The Liberal Democrats’ headline manifesto number is £6 billion more than current plans for health and social care in 2019/20. This is meant to plug the funding gap until two other manifesto commitments kick in: developing a dedicated Health and Care Tax and using the findings from a cross-party convention to review the longer-term finances. As some £2 billion of the £6 billion is meant for social care, this would leave £4 billion for the NHS itself. This pledge also represents an early boost to the NHS, but starting in 2018/19 rather than 2017/18 (one year after Labour).

Most LibDem pledges also focus on 2019/20, the year their tax and spending plans reach their full effect. However, aside from the (many) details – including how income tax increases generate in the UK and how much of that comes to the English NHS – the £4 billion excludes capital spending, which is pencilled in for another £10 billion over the five years. It also excludes the unwinding of pay restraint, the costs of which are likely to be more than £1 billion a year by 2019/20 and will be on top of the £4 billion (rather than coming from it, as with Labour). Like Labour, the LibDems plan to reinstate bursaries for nurses (costed at £488 million a year in 2019/20 and rising after that) and also intend to reverse the cuts to public health spending (at a cost of £90 million a year in 2019/20). These are also additional to the £6billion (for health and care) or £4 billion (just health in England).

Though the LibDems aim for a long-term solution to funding, if there is none, overall spending is pencilled in to increase by 2 per cent in real terms after 2020/21 in line with expected economic growth.

Conservatives

Lastly, the Conservatives manifesto headline is £8 billion more in real terms (ie, unlike Labour and the LibDems, it explicitly protects against inflation) in 2022/23 than is planned in 2017/18. This refers to NHS England spending only and therefore excludes public health, training and other Department of Health budgets – which were cut when this definition of spending was used in the last Spending Review. However, the Prime Minister also committed to an additional £10 billion in capital spending, although – as recommended by the Naylor report on NHS property and estates – not all of this will necessarily come from the taxpayer.

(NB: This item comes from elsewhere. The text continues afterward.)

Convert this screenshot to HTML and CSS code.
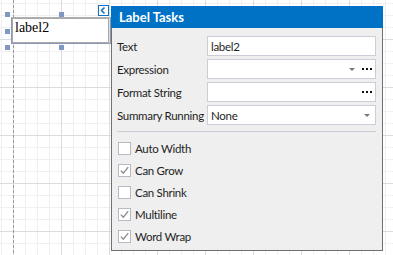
FILE: index.html
```html
<!DOCTYPE html>
<html lang="en">
<head>
  <meta charset="UTF-8">
  <meta name="viewport" content="width=device-width, initial-scale=1.0">
  <title>Label Tasks</title>
  <link rel="stylesheet" href="styles.css">
</head>
<body>

  <div class="surface">
    <div class="margin-line"></div>

    <div class="label-ctl">
      <div class="label-inner">label2</div>
    </div>
    <span class="handle h-tl"></span>
    <span class="handle h-tm"></span>
    <span class="handle h-ml"></span>
    <span class="handle h-bl"></span>
    <span class="handle h-bm"></span>

    <div class="smart-tag">
      <svg width="9" height="9" viewBox="0 0 9 9"><path d="M5.5 1.5 L2.5 4.5 L5.5 7.5" fill="none" stroke="#1470c4" stroke-width="1.6"/></svg>
    </div>

    <div class="tasks">
      <div class="tasks-header">Label Tasks</div>
      <div class="tasks-body">
        <div class="prop-row">
          <span class="prop-label">Text</span>
          <div class="field"><span class="field-text">label2</span></div>
        </div>
        <div class="prop-row">
          <span class="prop-label">Expression</span>
          <div class="field">
            <span class="field-text"></span>
            <span class="arrow"></span>
            <span class="dots"><i></i><i></i><i></i></span>
          </div>
        </div>
        <div class="prop-row">
          <span class="prop-label">Format String</span>
          <div class="field">
            <span class="field-text"></span>
            <span class="dots"><i></i><i></i><i></i></span>
          </div>
        </div>
        <div class="prop-row">
          <span class="prop-label">Summary Running</span>
          <div class="field">
            <span class="field-text">None</span>
            <span class="arrow arrow-end"></span>
          </div>
        </div>

        <div class="separator"></div>

        <div class="check-row"><span class="check"></span>Auto Width</div>
        <div class="check-row"><span class="check checked"><svg width="11" height="11" viewBox="0 0 11 11"><path d="M1.8 5.6 L4.3 8.2 L9.2 2.2" fill="none" stroke="#8a8a8a" stroke-width="1.3"/></svg></span>Can Grow</div>
        <div class="check-row"><span class="check"></span>Can Shrink</div>
        <div class="check-row"><span class="check checked"><svg width="11" height="11" viewBox="0 0 11 11"><path d="M1.8 5.6 L4.3 8.2 L9.2 2.2" fill="none" stroke="#8a8a8a" stroke-width="1.3"/></svg></span>Multiline</div>
        <div class="check-row"><span class="check checked"><svg width="11" height="11" viewBox="0 0 11 11"><path d="M1.8 5.6 L4.3 8.2 L9.2 2.2" fill="none" stroke="#8a8a8a" stroke-width="1.3"/></svg></span>Word Wrap</div>
      </div>
    </div>
  </div>

</body>
</html>
```

FILE: styles.css
```css
body {
  margin: 0;
  padding: 0;
  font-family: Lato, "Noto Sans", Arial, sans-serif;
}
.surface {
  position: relative;
  width: 393px;
  height: 255px;
  overflow: hidden;
  background-color: #fff;
  background-image:
    linear-gradient(to right, #dcdcdc 1px, transparent 1px),
    linear-gradient(to bottom, #dcdcdc 1px, transparent 1px),
    linear-gradient(to right, #efefef 1px, transparent 1px),
    linear-gradient(to bottom, #efefef 1px, transparent 1px);
  background-size: 48px 48px, 48px 48px, 12px 12px, 12px 12px;
  background-position: 13px 0, 0 39px, 1px 0, 0 3px;
}
.margin-line {
  position: absolute;
  left: 13px;
  top: 0;
  width: 1px;
  height: 255px;
  background: repeating-linear-gradient(to bottom, #9a9a9a 0 3px, transparent 3px 5px);
}

/* selected label control */
.label-ctl {
  position: absolute;
  left: 11px;
  top: 17px;
  width: 100px;
  height: 27px;
  box-sizing: border-box;
  border: 1px solid #8a98b6;
  border-top-color: #b0b0b0;
}
.label-inner {
  box-sizing: border-box;
  height: 25px;
  margin-right: 1px;
  border: 1px solid #a9a9a9;
  background: #fff;
  padding-left: 2px;
  font-family: "Liberation Serif", "Times New Roman", serif;
  font-size: 14px;
  line-height: 17px;
  color: #000;
}
.handle {
  position: absolute;
  width: 5px;
  height: 5px;
  background: #7f98c1;
}
.h-tl { left: 5px; top: 12px; }
.h-tm { left: 59px; top: 12px; }
.h-ml { left: 5px; top: 29px; }
.h-bl { left: 5px; top: 45px; }
.h-bm { left: 59px; top: 45px; }

.smart-tag {
  position: absolute;
  left: 98px;
  top: 5px;
  width: 11px;
  height: 11px;
  box-sizing: border-box;
  border: 1px solid #1470c4;
  background: #fff;
  display: flex;
  align-items: center;
  justify-content: center;
}

/* tasks popup */
.tasks {
  position: absolute;
  left: 111px;
  top: 6px;
  width: 272px;
  height: 245px;
  box-sizing: border-box;
  border: 1px solid #6f6f6f;
  border-top: none;
  background: #efefef;
  font-size: 11.5px;
  letter-spacing: -0.3px;
  color: #1e1e1e;
}
.tasks-header {
  height: 22px;
  margin: 0 -1px;
  background: #0072c6;
  color: #fff;
  font-weight: bold;
  font-size: 13px;
  letter-spacing: 0;
  line-height: 22px;
  padding-left: 8px;
}
.tasks-body {
  padding: 8px 6px 0 5px;
}
.prop-row {
  display: flex;
  align-items: center;
  height: 20px;
  margin-bottom: 3px;
}
.prop-label {
  width: 90px;
  flex-shrink: 0;
  white-space: nowrap;
}
.field {
  flex: 1;
  height: 20px;
  box-sizing: border-box;
  border: 1px solid #cdcdda;
  background: #fff;
  display: flex;
  align-items: center;
  padding: 0 3px;
}
.field-text {
  flex: 1;
}
.arrow {
  width: 0;
  height: 0;
  border-left: 3px solid transparent;
  border-right: 3px solid transparent;
  border-top: 3px solid #7a7a7a;
  margin-right: 7px;
}
.arrow-end {
  margin-right: 2px;
}
.dots {
  display: flex;
  gap: 2px;
}
.dots i {
  width: 2px;
  height: 2px;
  background: #111;
}
.separator {
  height: 1px;
  background: #cbcbd8;
  margin: 6px 0 5px;
}
.check-row {
  display: flex;
  align-items: center;
  height: 22px;
  padding-left: 1px;
}
.check {
  width: 13px;
  height: 13px;
  box-sizing: border-box;
  border: 1px solid #b9b9c6;
  background: #fff;
  margin-right: 4px;
  display: flex;
  align-items: center;
  justify-content: center;
}
```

How current spending is increased year by year up to 2022/23 is not stated other than to promise real-terms growth per capita in NHS England budgets. This would result in a boost to spending plans for 2018/19 and 2019/20. As the Conservatives do not plan to reverse the end of bursaries for nurse training, or end pay restraint, neither are relevant in their case, at least if looking at overall spending.

Conclusion

So who will be most generous? On capital spending, everyone is quoting £10 billion so any differences are either in the phasing by year or the source of the funding (taxpayer, land sales or some other new funding mechanism) rather than in the overall sum itself.

On revenue spending, while flat profiles (such as an extra £8 billion in cash a year) may look odd, on the evidence available to us, the Labour offer looks the most generous, certainly in the early years. However, as the years go by, the Liberal Democrats’ approach of adding the impact of additional pay rises and bursaries to the health settlement will erode this lead (unless Labour alters its profile of spending growth) and, of course, the long-term settlement they aim for may also change the assessment by the end of the parliament. As such, they could argue that they have both put forward a short-term plan and made clear they intend to follow this with a long-term plan. The Conservatives’ offer is perhaps the most straightforward, although questions should be asked about plans for non-protected spending and about the profile of the growth. Even so, as the Conservatives presumably do not plan to provide all the uplift early on in the parliament, Labour and the LibDems offer more in the early years and may also do so in the later years.

And for the next election, it would help everyone if comparing the offers from different parties did not require a spreadsheet. The proposals from Labour and the LibDems for an Office of Budget Responsibility-style organisation for health and care would go some way to providing the transparency that is needed.